Output every line exactly as written. Leave out pictures.

Recorded data:
+===+
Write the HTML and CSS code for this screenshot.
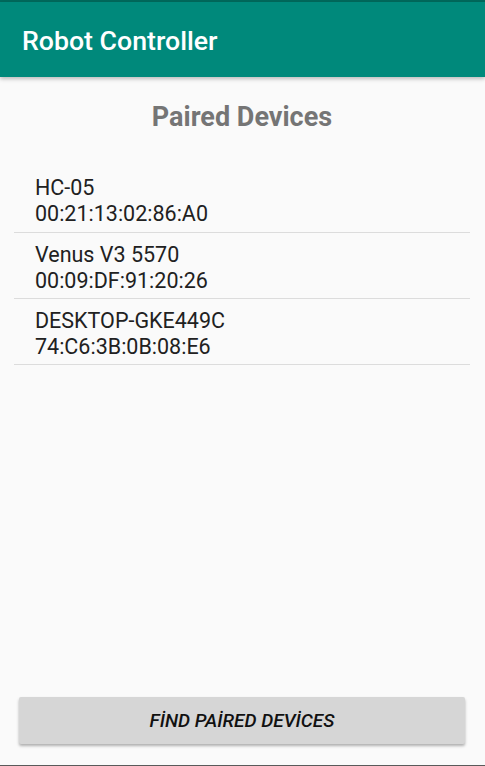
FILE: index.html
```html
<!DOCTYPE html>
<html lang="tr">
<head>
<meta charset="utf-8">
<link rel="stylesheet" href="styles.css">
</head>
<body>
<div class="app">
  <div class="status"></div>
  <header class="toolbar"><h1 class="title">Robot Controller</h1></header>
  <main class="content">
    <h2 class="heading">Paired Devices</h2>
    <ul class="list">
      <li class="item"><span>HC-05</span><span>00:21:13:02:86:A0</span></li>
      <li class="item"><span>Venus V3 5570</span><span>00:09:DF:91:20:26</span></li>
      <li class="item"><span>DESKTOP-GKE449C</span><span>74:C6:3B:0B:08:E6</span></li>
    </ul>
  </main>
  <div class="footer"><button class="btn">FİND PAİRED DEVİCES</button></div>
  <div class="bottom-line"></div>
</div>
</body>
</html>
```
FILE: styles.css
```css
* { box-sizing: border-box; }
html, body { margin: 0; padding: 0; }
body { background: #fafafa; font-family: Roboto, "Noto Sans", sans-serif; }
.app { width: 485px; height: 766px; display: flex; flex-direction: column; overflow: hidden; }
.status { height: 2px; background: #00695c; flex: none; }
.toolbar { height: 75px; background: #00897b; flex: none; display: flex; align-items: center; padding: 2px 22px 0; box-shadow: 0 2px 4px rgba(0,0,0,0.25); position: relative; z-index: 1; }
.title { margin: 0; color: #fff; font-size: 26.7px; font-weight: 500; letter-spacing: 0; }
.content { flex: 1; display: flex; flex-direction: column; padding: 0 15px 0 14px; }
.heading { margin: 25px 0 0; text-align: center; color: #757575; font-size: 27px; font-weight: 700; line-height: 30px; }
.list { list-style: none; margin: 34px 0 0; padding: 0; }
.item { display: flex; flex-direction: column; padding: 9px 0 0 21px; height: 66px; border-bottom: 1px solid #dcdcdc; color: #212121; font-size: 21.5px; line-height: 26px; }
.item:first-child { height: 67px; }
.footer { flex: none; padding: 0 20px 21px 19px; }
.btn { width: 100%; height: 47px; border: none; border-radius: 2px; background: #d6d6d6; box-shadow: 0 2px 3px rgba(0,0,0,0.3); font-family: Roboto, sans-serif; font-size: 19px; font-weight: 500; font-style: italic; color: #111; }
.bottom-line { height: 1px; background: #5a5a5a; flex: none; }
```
+===+
Response:
Write the HTML and CSS code for this screenshot.
FILE: index.html
```html
<!DOCTYPE html>
<html lang="tr">
<head>
<meta charset="utf-8">
<link rel="stylesheet" href="styles.css">
</head>
<body>
<div class="app">
  <div class="status"></div>
  <header class="toolbar"><h1 class="title">Robot Controller</h1></header>
  <main class="content">
    <h2 class="heading">Paired Devices</h2>
    <ul class="list">
      <li class="item"><span>HC-05</span><span>00:21:13:02:86:A0</span></li>
      <li class="item"><span>Venus V3 5570</span><span>00:09:DF:91:20:26</span></li>
      <li class="item"><span>DESKTOP-GKE449C</span><span>74:C6:3B:0B:08:E6</span></li>
    </ul>
  </main>
  <div class="footer"><button class="btn">FİND PAİRED DEVİCES</button></div>
  <div class="bottom-line"></div>
</div>
</body>
</html>
```
FILE: styles.css
```css
* { box-sizing: border-box; }
html, body { margin: 0; padding: 0; }
body { background: #fafafa; font-family: Roboto, "Noto Sans", sans-serif; }
.app { width: 485px; height: 766px; display: flex; flex-direction: column; overflow: hidden; }
.status { height: 2px; background: #00695c; flex: none; }
.toolbar { height: 75px; background: #00897b; flex: none; display: flex; align-items: center; padding: 2px 22px 0; box-shadow: 0 2px 4px rgba(0,0,0,0.25); position: relative; z-index: 1; }
.title { margin: 0; color: #fff; font-size: 26.7px; font-weight: 500; letter-spacing: 0; }
.content { flex: 1; display: flex; flex-direction: column; padding: 0 15px 0 14px; }
.heading { margin: 25px 0 0; text-align: center; color: #757575; font-size: 27px; font-weight: 700; line-height: 30px; }
.list { list-style: none; margin: 34px 0 0; padding: 0; }
.item { display: flex; flex-direction: column; padding: 9px 0 0 21px; height: 66px; border-bottom: 1px solid #dcdcdc; color: #212121; font-size: 21.5px; line-height: 26px; }
.item:first-child { height: 67px; }
.footer { flex: none; padding: 0 20px 21px 19px; }
.btn { width: 100%; height: 47px; border: none; border-radius: 2px; background: #d6d6d6; box-shadow: 0 2px 3px rgba(0,0,0,0.3); font-family: Roboto, sans-serif; font-size: 19px; font-weight: 500; font-style: italic; color: #111; }
.bottom-line { height: 1px; background: #5a5a5a; flex: none; }
```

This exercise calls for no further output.